As I attempt to restart Vidi and update you all on where I’m at right now, I want to take this moment to put my hands on the shoulders of those in transition, whether that transition is joyful, tragic, or just plain confusing. Maybe you don’t know what you’re supposed to do next, and seeing academic programs completed, marriages celebrated, babies born, engagement rings shining from your Instagram feed, or houses moved into really hurts. Friend, I see you, even as I celebrate this accomplishment of mine. And, in many ways, I stand in right beside you in transitions of my own. What we are feeling is real, and if I could give you a big hug and listen to your entire story, I would. This time of year, as communities and families gather to take stock of themselves and the past 365 days, feels hollow for those of us who are not where we wanted or expected to be. But the place you are matters. The things you’re doing right now matter. If there’s anything I’ve learned from children’s television, it’s that people always change, and life always changes.
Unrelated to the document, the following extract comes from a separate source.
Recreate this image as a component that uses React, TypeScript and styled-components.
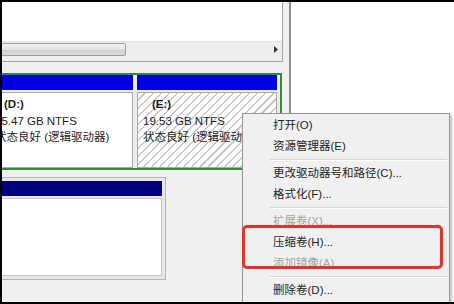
import React from "react";
import styled, {createGlobalStyle, css} from "styled-components";

const GlobalStyle = createGlobalStyle`
  html, body {
    margin: 0;
    padding: 0;
    background: #000;
  }
  body {
    font-family: "Liberation Sans", "Noto Sans CJK SC", sans-serif;
  }
`;

const Frame = styled.div`
  position: relative;
  width: 452px;
  height: 300px;
  border-top: 2px solid #000;
  border-left: 2px solid #000;
  border-bottom: 2px solid #000;
  background: #fff;
  overflow: hidden;
  display: flex;
  font-size: 11.5px;
  color: #1a1a1a;
`;

const LeftPane = styled.div`
  width: 287px;
  flex-shrink: 0;
  background: #f0f0f0;
  display: flex;
  flex-direction: column;
`;

const Divider = styled.div`
  width: 2px;
  flex-shrink: 0;
  background: #8c8c8c;
`;

const RightPane = styled.div`
  flex: 1;
  background: #fff;
`;

const VolumeList = styled.div`
  width: 280px;
  height: 59px;
  border-right: 1px solid #a4a4a4;
  border-bottom: 1px solid #a4a4a4;
  background: #f0f0f0;
  display: flex;
  flex-direction: column;
  overflow: hidden;
`;

const ListBody = styled.div`
  height: 39px;
  background: #fff;
`;

const ScrollTrack = styled.div`
  height: 17px;
  box-sizing: border-box;
  padding: 1px 0 2px;
  background: #eeeeee;
  border-top: 1px solid #e4e4e4;
  display: flex;
  align-items: stretch;
`;

const ScrollThumb = styled.div`
  width: 126px;
  margin-left: -4px;
  border: 1px solid #9c9c9c;
  border-radius: 2px;
  background: linear-gradient(#f4f4f4, #e2e2e2 50%, #d2d2d2 52%, #dadada);
`;

const ScrollArrow = styled.div`
  margin-left: auto;
  width: 12px;
  display: flex;
  align-items: center;
  justify-content: center;
`;

const GraphArea = styled.div`
  margin-left: -17px;
  padding-top: 11px;
  display: flex;
  flex-direction: column;
  gap: 7px;
`;

const ExtendedDisk = styled.div`
  width: 297px;
  height: 97px;
  box-sizing: border-box;
  border: 2px solid #2f8f2f;
  padding: 0 3px 0 2px;
  background: #ececec;
  display: flex;
  gap: 4px;
`;

const Partition = styled.div<{ $w?: number }>`
  ${p => p.$w ? css`width: ${p.$w}px;` : css`flex: 1;`}
  display: flex;
  flex-direction: column;
`;

const PartHeader = styled.div<{ $dark?: boolean }>`
  height: 15px;
  flex-shrink: 0;
  background: ${p => p.$dark ? "#00007c" : "#0000e2"};
`;

const PartBody = styled.div<{ $selected?: boolean }>`
  flex: 1;
  margin-top: 2px;
  padding: 3px 0 0 5px;
  border: 1px solid #a8a8a8;
  white-space: nowrap;
  overflow: hidden;
  background: ${p => p.$selected
    ? "repeating-linear-gradient(135deg, #fff 0 4.2px, #c9c9c9 4.2px 5.7px)"
    : "#fff"};
`;

const Line = styled.div`
  line-height: 16.5px;
  height: 16.5px;
  color: #1e1e1e;
`;

const DriveLabel = styled(Line)`
  padding-left: 9px;
  font-weight: bold;
`;

const BasicDisk = styled.div`
  width: 181px;
  box-sizing: border-box;
  border: 1px solid #b4b4b4;
  padding: 3px;
  background: #e8e8e8;
  display: flex;
  flex-direction: column;
`;

const DiskBody = styled.div`
  height: 76px;
  margin-top: 2px;
  background: #fff;
  border: 1px solid #c4c4c4;
`;

const Menu = styled.div`
  position: absolute;
  left: 240px;
  top: 111px;
  width: 208px;
  height: 200px;
  box-sizing: border-box;
  padding-top: 1px;
  background: #f0f0f0;
  border: 1px solid #979797;
  box-shadow: 2px 2px 3px rgba(0, 0, 0, 0.25);
`;

const MenuItem = styled.div<{ $disabled?: boolean }>`
  height: 21px;
  line-height: 21px;
  padding-left: 30px;
  white-space: nowrap;
  color: ${p => p.$disabled ? "#a3a3a3" : "#1e1e1e"};
`;

const MenuSep = styled.div`
  height: 6px;
  display: flex;
  align-items: center;
  padding: 0 2px 0 27px;

  &::after {
    content: "";
    flex: 1;
    height: 1px;
    background: #d6d6d6;
    border-bottom: 1px solid #fff;
  }
`;

const Highlight = styled.div`
  position: absolute;
  left: 240px;
  top: 223px;
  width: 201px;
  height: 44px;
  box-sizing: border-box;
  border: 3px solid #e2342c;
  border-radius: 5px;
`;

type Entry = { label: string; disabled?: boolean } | "sep";

const menu: Entry[] = [
    {label: "打开(O)"},
    {label: "资源管理器(E)"},
    "sep",
    {label: "更改驱动器号和路径(C)..."},
    {label: "格式化(F)..."},
    "sep",
    {label: "扩展卷(X)...", disabled: true},
    {label: "压缩卷(H)..."},
    {label: "添加镜像(A)", disabled: true},
    "sep",
    {label: "删除卷(D)..."},
];

export default function App() {
    return (
        <>
            <GlobalStyle/>
            <Frame>
                <LeftPane>
                    <VolumeList>
                        <ListBody/>
                        <ScrollTrack>
                            <ScrollThumb/>
                            <ScrollArrow>
                                <svg width="4" height="7" viewBox="0 0 4 7">
                                    <polygon points="0,0 4,3.5 0,7" fill="#333"/>
                                </svg>
                            </ScrollArrow>
                        </ScrollTrack>
                    </VolumeList>
                    <GraphArea>
                        <ExtendedDisk>
                            <Partition $w={144}>
                                <PartHeader/>
                                <PartBody>
                                    <DriveLabel>(D:)</DriveLabel>
                                    <Line>15.47 GB NTFS</Line>
                                    <Line>状态良好 (逻辑驱动器)</Line>
                                </PartBody>
                            </Partition>
                            <Partition>
                                <PartHeader/>
                                <PartBody $selected>
                                    <DriveLabel>(E:)</DriveLabel>
                                    <Line>19.53 GB NTFS</Line>
                                    <Line>状态良好 (逻辑驱动器)</Line>
                                </PartBody>
                            </Partition>
                        </ExtendedDisk>
                        <BasicDisk>
                            <PartHeader $dark/>
                            <DiskBody/>
                        </BasicDisk>
                    </GraphArea>
                </LeftPane>
                <Divider/>
                <RightPane/>
                <Menu>
                    {menu.map((m, i) => m === "sep"
                        ? <MenuSep key={i}/>
                        : <MenuItem key={i} $disabled={m.disabled}>{m.label}</MenuItem>)}
                </Menu>
                <Highlight/>
            </Frame>
        </>
    );
}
And if I can make an assumption about you, you and your life have drastically changed since this time last year.
I do hope you know you are enough and that you feel more hope than melancholy in the December darkness of this Christmas season. But if not, I wish you patience in the waiting and the strength to keep taking steps. Advent is all about longing, waiting for the Light of the world to step into this darkness, perfectly situated in the middle of the darkest point in the calendar year. I promise you’re in good company. You’ve at least got me.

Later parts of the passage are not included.